Q. How do I deal with a bore at a dinner party?
—Peeved in Palm Springs.

Dear Peeved,
It depends on the type of bore; they come in all shapes, sizes, and forms. Some bores want to tell you all about the celebrities they have met, or the killings they just made in the market, or their vacations in the islands. A host has to be careful about his guest list; people who appear perfectly well mannered and benign by themselves can transform into droning bores when they discover a kindred spirit. Bad combinations include two or more yachtsmen, marathon runners, women who have had the same operation, and—worst of all—avid golfers, especially if they have both played St. Andrews. Some bores will grab you by the arm as you walk past as if to say, “Hang on, you’ll want to hear this, and then I want to talk to you personally.” With bores of this ilk there is no point in trying to be subtle.

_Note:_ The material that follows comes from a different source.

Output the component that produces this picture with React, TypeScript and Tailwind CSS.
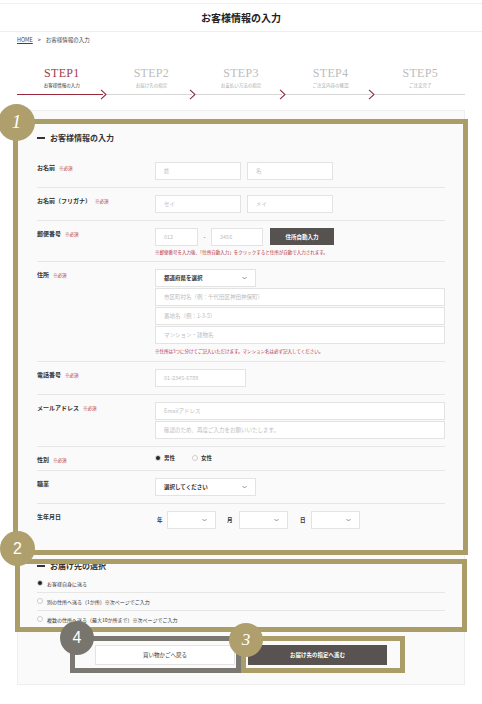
import React from 'react';

const jp = { fontFamily: '"Noto Sans CJK JP", "Noto Sans", sans-serif' };
const serif = { fontFamily: '"Liberation Serif", "Noto Sans CJK JP", serif' };

const steps = [
    { no: 'STEP1', sub: 'お客様情報の入力' },
    { no: 'STEP2', sub: 'お届け先の指定' },
    { no: 'STEP3', sub: 'お支払い方法の指定' },
    { no: 'STEP4', sub: 'ご注文内容の確認' },
    { no: 'STEP5', sub: 'ご注文完了' },
];

const Req = () => <span className="ml-[4px] text-[4.5px] text-[#b2303f] font-normal">※必須</span>;

const Input = ({ ph, w }: { ph: string; w: string }) => (
    <div className={`${w} h-[18px] border border-[#e3e3e3] bg-white flex items-center px-[8px] text-[5.5px] text-[#bdbdbd]`}>{ph}</div>
);

const Select = ({ label, w }: { label: string; w: string }) => (
    <div className={`${w} h-[18px] border border-[#e3e3e3] bg-white flex items-center justify-between px-[8px] text-[5.5px] text-[#333] font-bold`}>
        <span>{label}</span>
        <svg width="5" height="4" viewBox="0 0 5 4"><polyline points="0.5,1 2.5,3 4.5,1" fill="none" stroke="#777" strokeWidth="0.8" /></svg>
    </div>
);

const Row = ({ label, req, children, last }: { label: string; req?: boolean; children: React.ReactNode; last?: boolean }) => (
    <div className={`flex py-[7px] ${last ? '' : 'border-b border-[#e6e6e6]'}`}>
        <div className="w-[118px] shrink-0 pt-[3px] text-[6px] text-[#333] font-bold leading-none">
            {label}
            {req && <Req />}
        </div>
        <div className="flex-1 flex flex-col gap-[1px]">{children}</div>
    </div>
);

const Radio = ({ on }: { on?: boolean }) => (
    <span className="w-[6px] h-[6px] rounded-full border border-[#ccc] bg-white flex items-center justify-center shrink-0">
        {on && <span className="w-[4px] h-[4px] rounded-full bg-[#222]" />}
    </span>
);

const Heading = ({ text }: { text: string }) => (
    <div className="flex items-center gap-[5px] text-[8px] text-[#333] font-bold leading-none">
        <span className="w-[8px] h-[1.5px] bg-[#333]" />
        <span>{text}</span>
    </div>
);

export default function App() {
    return (
        <div className="relative w-[482px] min-h-[704px] bg-white" style={jp}>
            {/* header */}
            <div className="h-[4px] border-b border-[#f0f0f0]" />
            <div className="h-[28px] border-b border-[#eee] flex items-center justify-center text-[10px] font-bold text-[#222]">
                お客様情報の入力
            </div>
            <div className="px-[17px] pt-[4px] flex items-center gap-[5px] text-[5.5px] text-[#444]">
                <span className="underline">HOME</span>
                <span>&gt;</span>
                <span>お客様情報の入力</span>
            </div>

            {/* steps */}
            <div className="mx-[17px] mt-[23px] grid grid-cols-5">
                {steps.map((s, i) => (
                    <div key={s.no} className="flex flex-col">
                        <div className={`text-center text-[12px] font-normal leading-none tracking-[0.3px] ${i === 0 ? 'text-[#a23a4a]' : 'text-[#bcbcbc]'}`} style={serif}>{s.no}</div>
                        <div className={`text-center text-[4.5px] mt-[4px] leading-none ${i === 0 ? 'text-[#333]' : 'text-[#aaa]'}`}>{s.sub}</div>
                        <div className="flex items-center h-[11px] mt-[1px]">
                            <div className={`flex-1 ${i === 0 ? 'h-[1.5px] bg-[#9b2a3c]' : 'h-px bg-[#d6d6d6]'}`} />
                            {i < 4 && (
                                <svg width="7" height="11" viewBox="0 0 7 11" className="-ml-[3px] shrink-0">
                                    <polyline points="1,0.8 6,5.5 1,10.2" fill="none" stroke="#8e2e3e" strokeWidth="1.1" />
                                </svg>
                            )}
                        </div>
                    </div>
                ))}
            </div>

            {/* form card */}
            <div className="mx-[17px] mt-[10px] border border-[#eee] bg-[#fafafa] px-[19px] pt-[23px] pb-[19px]">
                <Heading text="お客様情報の入力" />
                <div className="mt-[13px]">
                    <Row label="お名前" req>
                        <div className="flex gap-[6px]">
                            <Input ph="姓" w="w-[86px]" />
                            <Input ph="名" w="w-[86px]" />
                        </div>
                    </Row>
                    <Row label="お名前（フリガナ）" req>
                        <div className="flex gap-[6px]">
                            <Input ph="セイ" w="w-[86px]" />
                            <Input ph="メイ" w="w-[86px]" />
                        </div>
                    </Row>
                    <Row label="郵便番号" req>
                        <div className="flex items-center">
                            <Input ph="012" w="w-[43px]" />
                            <span className="w-[13px] text-center text-[6px] text-[#555]">-</span>
                            <Input ph="3456" w="w-[52px]" />
                            <div className="ml-[7px] w-[64px] h-[17px] bg-[#565250] text-white text-[5.5px] font-bold flex items-center justify-center">住所自動入力</div>
                        </div>
                        <div className="mt-[3px] text-[4.5px] text-[#b2303f] leading-none">※郵便番号を入力後、「住所自動入力」をクリックすると住所が自動で入力されます。</div>
                    </Row>
                    <Row label="住所" req>
                        <Select label="都道府県を選択" w="w-[101px]" />
                        <Input ph="市区町村名（例：千代田区神田神保町）" w="w-full" />
                        <Input ph="番地名（例：1-3-5）" w="w-full" />
                        <Input ph="マンション・建物名" w="w-full" />
                        <div className="mt-[4px] text-[4.5px] text-[#b2303f] leading-none">※住所は3つに分けてご記入いただけます。マンション名は必ず記入してください。</div>
                    </Row>
                    <Row label="電話番号" req>
                        <Input ph="01-2345-6789" w="w-[91px]" />
                    </Row>
                    <Row label="メールアドレス" req>
                        <Input ph="Emailアドレス" w="w-full" />
                        <Input ph="確認のため、再度ご入力をお願いいたします。" w="w-full" />
                    </Row>
                    <Row label="性別" req>
                        <div className="flex items-center h-[8px] text-[5.5px] text-[#333] font-bold">
                            <Radio on />
                            <span className="ml-[3px]">男性</span>
                            <span className="ml-[17px]"><Radio /></span>
                            <span className="ml-[3px]">女性</span>
                        </div>
                    </Row>
                    <Row label="職業">
                        <Select label="選択してください" w="w-[101px]" />
                    </Row>
                    <Row label="生年月日" last>
                        <div className="flex items-center text-[5.5px] text-[#333] font-bold">
                            <span className="w-[12px] pl-[2px]">年</span>
                            <Select label="" w="w-[49px]" />
                            <span className="w-[23px] pl-[11px]">月</span>
                            <Select label="" w="w-[49px]" />
                            <span className="w-[23px] pl-[12px]">日</span>
                            <Select label="" w="w-[49px]" />
                        </div>
                    </Row>
                </div>

                <div className="mt-[26px]">
                    <Heading text="お届け先の選択" />
                </div>
                <div className="mt-[5px] text-[5px] text-[#333]">
                    {[
                        { t: 'お客様自身に送る', on: true },
                        { t: '別の住所へ送る（1か所）※次ページでご入力' },
                        { t: '複数の住所へ送る（最大10か所まで）※次ページでご入力' },
                    ].map((r) => (
                        <div key={r.t} className="h-[18px] flex items-center gap-[4px] border-b border-[#e6e6e6]">
                            <Radio on={r.on} />
                            <span>{r.t}</span>
                        </div>
                    ))}
                </div>

                <div className="mt-[16px] flex justify-center gap-[13px]">
                    <div className="w-[140px] h-[20px] border border-[#e3e3e3] bg-white flex items-center justify-center text-[5.5px] text-[#333]">買い物かごへ戻る</div>
                    <div className="w-[139px] h-[20px] bg-[#585351] flex items-center justify-center text-[5.5px] text-white font-bold">お届け先の指定へ進む</div>
                </div>
            </div>

            {/* annotation overlays */}
            <div className="absolute left-[13px] top-[119px] w-[455px] h-[436px] border-[5px] border-[#ab9d68] pointer-events-none" />
            <div className="absolute left-[15px] top-[559px] w-[452px] h-[73px] border-[5px] border-[#ab9d68] pointer-events-none" />
            <div className="absolute left-[70px] top-[636px] w-[171px] h-[37px] border-[5px] border-[#7a7870] pointer-events-none" />
            <div className="absolute left-[241px] top-[636px] w-[164px] h-[37px] border-[5px] border-[#ab9d68] pointer-events-none" />

            <div className="absolute left-[-2px] top-[104px] w-[37px] h-[37px] rounded-full bg-[#ae9f6d] flex items-center justify-center text-white text-[19px] italic" style={serif}>1</div>
            <div className="absolute left-[0px] top-[531px] w-[35px] h-[35px] rounded-full bg-[#ae9f6d] flex items-center justify-center text-white text-[16px]" style={{ fontFamily: '"Liberation Sans", sans-serif' }}>2</div>
            <div className="absolute left-[229px] top-[623px] w-[34px] h-[34px] rounded-full bg-[#ae9f6d] flex items-center justify-center text-white text-[17px] italic" style={serif}>3</div>
            <div className="absolute left-[60px] top-[621px] w-[34px] h-[34px] rounded-full bg-[#77756e] flex items-center justify-center text-white text-[16px]" style={{ fontFamily: '"Liberation Sans", sans-serif' }}>4</div>
        </div>
    );
}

You can look meaningfully at your watch or wave to other guests indicating a desire to join them—all to no avail. Bores do have their place. The man with an encyclopedic knowledge of the British royal family may be deadly one-on-one over cocktails before dinner, but at the dinner table, he can fend off that deadly silence with his stories. Whatever you do with a bore, never argue with him. That is like wrestling with a pig: You just get dirty, and the pig enjoys it.

Q. My daughter’s new boyfriend is a very cultured young man from an old European family. He’s always impeccably dressed and a marvelous conversationalist; the way he talks about medieval history, you would think he had been there. But he has some strange habits. Aside from abstaining from wine, he says it’s uncivilized to attend any event that begins before nightfall, and he has asked that all the mirrors in our house be removed. Is this some arcane point of etiquette that I’m not aware of?
—Nervous in New Canaan.

Dear Nervous,
Let’s not jump to conclusions. Serve something with lots of garlic and get back to us.